→ JOB
Report how many lines in the listing below include the word "styles". Write nothing besides the number.
※
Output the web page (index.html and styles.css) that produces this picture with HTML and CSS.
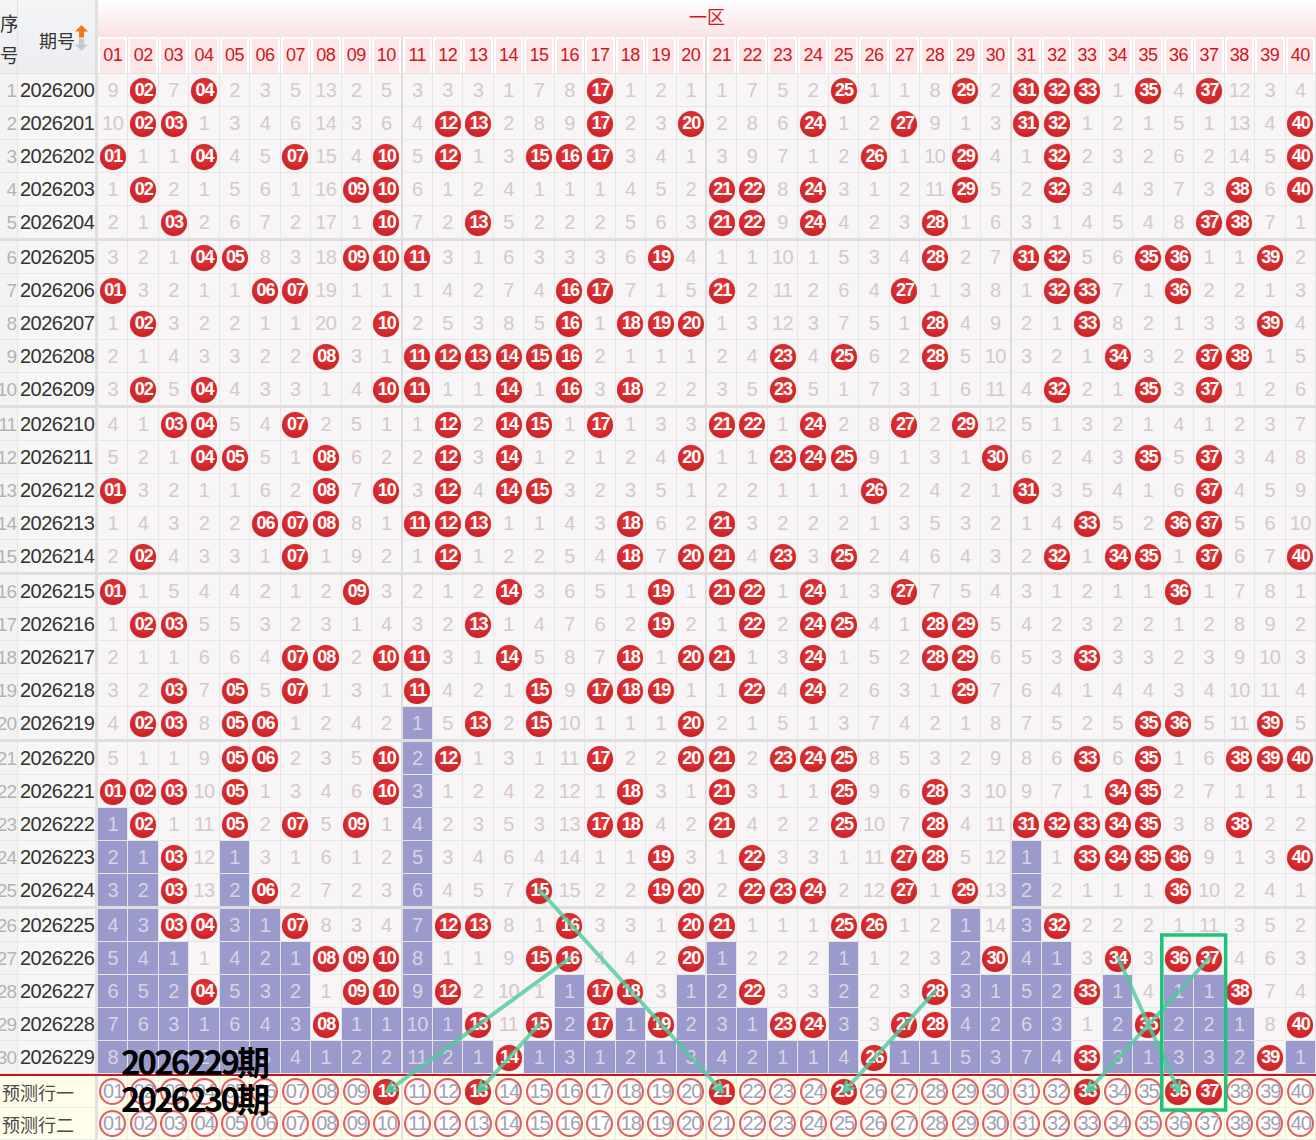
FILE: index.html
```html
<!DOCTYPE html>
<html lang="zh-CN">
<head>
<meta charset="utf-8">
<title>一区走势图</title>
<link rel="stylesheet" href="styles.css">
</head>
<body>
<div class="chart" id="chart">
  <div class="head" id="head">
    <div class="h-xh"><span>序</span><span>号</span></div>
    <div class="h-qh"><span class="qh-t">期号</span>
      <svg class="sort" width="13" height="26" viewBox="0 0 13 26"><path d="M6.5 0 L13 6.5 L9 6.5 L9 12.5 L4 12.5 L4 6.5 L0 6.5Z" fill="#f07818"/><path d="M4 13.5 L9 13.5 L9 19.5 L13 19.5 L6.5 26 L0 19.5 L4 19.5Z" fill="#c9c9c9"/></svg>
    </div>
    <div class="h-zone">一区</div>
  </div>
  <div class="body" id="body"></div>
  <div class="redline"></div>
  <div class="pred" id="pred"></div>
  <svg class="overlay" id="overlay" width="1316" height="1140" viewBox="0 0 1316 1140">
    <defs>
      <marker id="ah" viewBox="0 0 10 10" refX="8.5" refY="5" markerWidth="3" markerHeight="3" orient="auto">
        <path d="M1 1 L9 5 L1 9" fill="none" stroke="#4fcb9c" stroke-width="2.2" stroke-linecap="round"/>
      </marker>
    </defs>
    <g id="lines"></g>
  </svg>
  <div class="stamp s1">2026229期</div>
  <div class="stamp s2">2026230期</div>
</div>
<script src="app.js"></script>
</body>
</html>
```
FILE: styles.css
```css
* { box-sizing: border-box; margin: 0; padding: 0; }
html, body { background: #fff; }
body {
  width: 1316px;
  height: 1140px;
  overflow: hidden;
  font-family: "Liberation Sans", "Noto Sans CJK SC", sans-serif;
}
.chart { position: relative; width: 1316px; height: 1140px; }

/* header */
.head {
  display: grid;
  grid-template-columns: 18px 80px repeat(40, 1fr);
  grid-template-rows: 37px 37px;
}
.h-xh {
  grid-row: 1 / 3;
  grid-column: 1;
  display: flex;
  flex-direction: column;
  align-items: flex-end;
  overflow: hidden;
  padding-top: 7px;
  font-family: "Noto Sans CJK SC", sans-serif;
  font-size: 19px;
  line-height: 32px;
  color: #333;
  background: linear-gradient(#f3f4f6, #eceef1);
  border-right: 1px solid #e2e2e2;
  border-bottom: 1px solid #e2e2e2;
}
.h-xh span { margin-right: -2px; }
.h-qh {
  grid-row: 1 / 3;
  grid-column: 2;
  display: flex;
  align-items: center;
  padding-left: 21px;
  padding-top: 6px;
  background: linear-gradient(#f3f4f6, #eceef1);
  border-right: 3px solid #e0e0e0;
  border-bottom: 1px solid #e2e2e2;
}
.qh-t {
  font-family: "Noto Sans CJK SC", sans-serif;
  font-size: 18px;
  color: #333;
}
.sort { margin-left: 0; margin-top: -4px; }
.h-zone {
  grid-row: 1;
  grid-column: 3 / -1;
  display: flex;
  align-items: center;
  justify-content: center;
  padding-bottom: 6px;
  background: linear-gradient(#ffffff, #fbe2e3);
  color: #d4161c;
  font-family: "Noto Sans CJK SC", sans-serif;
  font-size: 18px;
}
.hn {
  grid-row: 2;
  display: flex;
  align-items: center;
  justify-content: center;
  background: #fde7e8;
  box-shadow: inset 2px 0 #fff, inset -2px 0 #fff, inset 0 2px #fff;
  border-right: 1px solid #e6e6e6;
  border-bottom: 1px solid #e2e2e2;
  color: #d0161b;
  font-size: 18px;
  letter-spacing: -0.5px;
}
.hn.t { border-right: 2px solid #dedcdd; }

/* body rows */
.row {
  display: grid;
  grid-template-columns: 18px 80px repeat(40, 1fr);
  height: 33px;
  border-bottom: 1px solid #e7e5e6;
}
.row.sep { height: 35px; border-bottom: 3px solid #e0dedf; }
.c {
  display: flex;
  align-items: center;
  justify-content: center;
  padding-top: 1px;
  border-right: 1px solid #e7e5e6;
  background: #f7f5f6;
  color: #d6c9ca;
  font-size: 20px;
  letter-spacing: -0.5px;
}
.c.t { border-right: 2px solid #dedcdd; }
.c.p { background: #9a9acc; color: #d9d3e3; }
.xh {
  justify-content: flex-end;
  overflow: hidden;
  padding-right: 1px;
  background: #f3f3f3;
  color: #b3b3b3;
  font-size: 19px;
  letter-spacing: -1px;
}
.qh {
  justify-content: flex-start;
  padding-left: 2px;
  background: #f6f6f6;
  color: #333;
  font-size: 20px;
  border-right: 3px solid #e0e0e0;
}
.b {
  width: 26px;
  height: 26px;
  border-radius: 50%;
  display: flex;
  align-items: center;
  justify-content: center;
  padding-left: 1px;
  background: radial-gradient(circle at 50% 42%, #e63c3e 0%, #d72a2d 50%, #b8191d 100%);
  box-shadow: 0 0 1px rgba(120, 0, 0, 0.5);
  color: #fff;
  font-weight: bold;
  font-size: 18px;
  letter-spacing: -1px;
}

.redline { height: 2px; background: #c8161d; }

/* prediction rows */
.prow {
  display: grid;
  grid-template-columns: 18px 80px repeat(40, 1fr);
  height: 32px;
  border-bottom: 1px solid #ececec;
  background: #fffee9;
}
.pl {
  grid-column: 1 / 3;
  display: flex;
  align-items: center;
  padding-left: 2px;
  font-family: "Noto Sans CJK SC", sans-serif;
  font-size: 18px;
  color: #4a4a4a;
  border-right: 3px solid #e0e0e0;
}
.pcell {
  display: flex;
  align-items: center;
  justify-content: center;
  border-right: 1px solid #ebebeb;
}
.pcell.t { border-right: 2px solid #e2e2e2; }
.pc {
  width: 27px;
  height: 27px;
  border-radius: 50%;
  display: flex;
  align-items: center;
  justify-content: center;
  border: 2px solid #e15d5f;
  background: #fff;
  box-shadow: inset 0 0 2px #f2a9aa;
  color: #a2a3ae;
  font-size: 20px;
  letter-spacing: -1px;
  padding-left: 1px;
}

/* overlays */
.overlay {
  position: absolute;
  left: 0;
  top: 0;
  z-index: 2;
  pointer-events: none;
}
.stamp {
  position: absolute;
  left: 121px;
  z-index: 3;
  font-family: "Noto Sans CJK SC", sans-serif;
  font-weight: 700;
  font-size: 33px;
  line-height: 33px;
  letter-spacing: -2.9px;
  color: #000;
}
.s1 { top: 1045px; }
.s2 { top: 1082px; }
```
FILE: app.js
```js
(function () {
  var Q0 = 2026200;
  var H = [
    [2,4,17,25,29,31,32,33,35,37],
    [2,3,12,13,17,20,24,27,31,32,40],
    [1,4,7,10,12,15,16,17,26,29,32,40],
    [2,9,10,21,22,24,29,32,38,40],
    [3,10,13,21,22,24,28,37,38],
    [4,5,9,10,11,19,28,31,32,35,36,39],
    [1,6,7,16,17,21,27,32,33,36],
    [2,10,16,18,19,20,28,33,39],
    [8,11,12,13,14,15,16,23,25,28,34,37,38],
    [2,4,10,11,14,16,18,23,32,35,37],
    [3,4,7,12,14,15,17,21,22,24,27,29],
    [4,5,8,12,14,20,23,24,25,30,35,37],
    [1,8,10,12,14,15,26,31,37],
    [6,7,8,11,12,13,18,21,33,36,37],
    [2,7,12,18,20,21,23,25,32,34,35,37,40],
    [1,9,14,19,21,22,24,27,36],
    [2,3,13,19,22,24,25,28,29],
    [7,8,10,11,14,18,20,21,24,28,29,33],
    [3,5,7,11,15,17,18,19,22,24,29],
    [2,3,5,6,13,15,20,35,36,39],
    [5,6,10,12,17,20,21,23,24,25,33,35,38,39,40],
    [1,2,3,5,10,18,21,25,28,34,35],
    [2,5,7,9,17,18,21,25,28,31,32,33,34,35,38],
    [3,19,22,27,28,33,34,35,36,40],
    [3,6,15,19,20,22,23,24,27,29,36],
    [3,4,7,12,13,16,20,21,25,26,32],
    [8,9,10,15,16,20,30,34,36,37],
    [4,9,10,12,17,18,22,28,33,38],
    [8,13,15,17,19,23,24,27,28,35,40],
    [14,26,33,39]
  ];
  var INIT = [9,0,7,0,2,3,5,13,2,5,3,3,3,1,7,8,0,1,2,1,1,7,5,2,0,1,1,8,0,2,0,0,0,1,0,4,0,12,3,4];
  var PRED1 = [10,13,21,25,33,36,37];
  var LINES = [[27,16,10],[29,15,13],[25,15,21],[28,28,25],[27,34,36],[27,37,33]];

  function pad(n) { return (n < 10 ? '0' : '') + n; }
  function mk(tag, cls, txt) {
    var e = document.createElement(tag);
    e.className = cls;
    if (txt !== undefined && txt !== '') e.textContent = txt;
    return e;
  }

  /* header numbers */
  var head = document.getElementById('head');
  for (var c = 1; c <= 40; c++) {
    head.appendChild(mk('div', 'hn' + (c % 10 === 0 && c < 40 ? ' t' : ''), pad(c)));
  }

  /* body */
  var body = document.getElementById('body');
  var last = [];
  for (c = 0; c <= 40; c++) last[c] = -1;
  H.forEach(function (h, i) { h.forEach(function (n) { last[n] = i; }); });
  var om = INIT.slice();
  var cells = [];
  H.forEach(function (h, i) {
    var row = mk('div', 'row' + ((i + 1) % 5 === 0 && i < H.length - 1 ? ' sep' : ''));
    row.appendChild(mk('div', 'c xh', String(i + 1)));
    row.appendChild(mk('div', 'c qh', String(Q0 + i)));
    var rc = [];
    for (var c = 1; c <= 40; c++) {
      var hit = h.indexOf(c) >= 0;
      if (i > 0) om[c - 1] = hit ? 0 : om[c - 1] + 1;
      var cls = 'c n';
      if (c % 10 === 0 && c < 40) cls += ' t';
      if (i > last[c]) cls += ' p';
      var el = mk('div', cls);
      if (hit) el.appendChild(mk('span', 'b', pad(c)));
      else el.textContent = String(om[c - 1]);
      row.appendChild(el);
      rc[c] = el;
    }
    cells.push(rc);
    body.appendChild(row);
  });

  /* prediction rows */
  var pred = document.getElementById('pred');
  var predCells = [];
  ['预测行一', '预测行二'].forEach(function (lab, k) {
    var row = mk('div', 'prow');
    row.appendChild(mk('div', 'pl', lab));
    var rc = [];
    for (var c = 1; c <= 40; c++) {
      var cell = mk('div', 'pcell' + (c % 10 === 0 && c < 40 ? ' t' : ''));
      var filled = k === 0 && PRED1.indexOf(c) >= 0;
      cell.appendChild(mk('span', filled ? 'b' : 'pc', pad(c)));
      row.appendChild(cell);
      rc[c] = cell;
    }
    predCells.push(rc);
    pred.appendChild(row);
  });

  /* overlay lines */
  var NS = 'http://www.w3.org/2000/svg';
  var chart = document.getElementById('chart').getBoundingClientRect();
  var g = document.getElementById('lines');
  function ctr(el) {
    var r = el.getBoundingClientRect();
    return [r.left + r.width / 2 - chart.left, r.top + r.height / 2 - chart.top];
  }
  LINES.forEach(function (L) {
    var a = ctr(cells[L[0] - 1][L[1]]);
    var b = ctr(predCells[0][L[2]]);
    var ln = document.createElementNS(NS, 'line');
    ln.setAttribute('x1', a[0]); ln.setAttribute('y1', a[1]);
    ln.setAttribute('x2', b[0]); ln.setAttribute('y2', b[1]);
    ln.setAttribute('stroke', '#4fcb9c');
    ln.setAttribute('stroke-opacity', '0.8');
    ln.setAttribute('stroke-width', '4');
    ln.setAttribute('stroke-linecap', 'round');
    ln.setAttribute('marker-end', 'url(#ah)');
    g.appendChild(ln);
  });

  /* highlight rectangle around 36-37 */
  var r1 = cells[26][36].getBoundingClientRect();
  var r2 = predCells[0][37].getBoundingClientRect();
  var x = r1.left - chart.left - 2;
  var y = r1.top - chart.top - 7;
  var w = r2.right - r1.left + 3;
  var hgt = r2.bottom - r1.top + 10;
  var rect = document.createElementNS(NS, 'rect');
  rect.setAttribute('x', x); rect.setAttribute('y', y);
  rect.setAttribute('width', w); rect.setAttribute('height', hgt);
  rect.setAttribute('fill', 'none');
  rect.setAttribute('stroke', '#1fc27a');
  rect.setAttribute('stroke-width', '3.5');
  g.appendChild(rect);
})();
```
※
→ WRITTEN ANSWER
3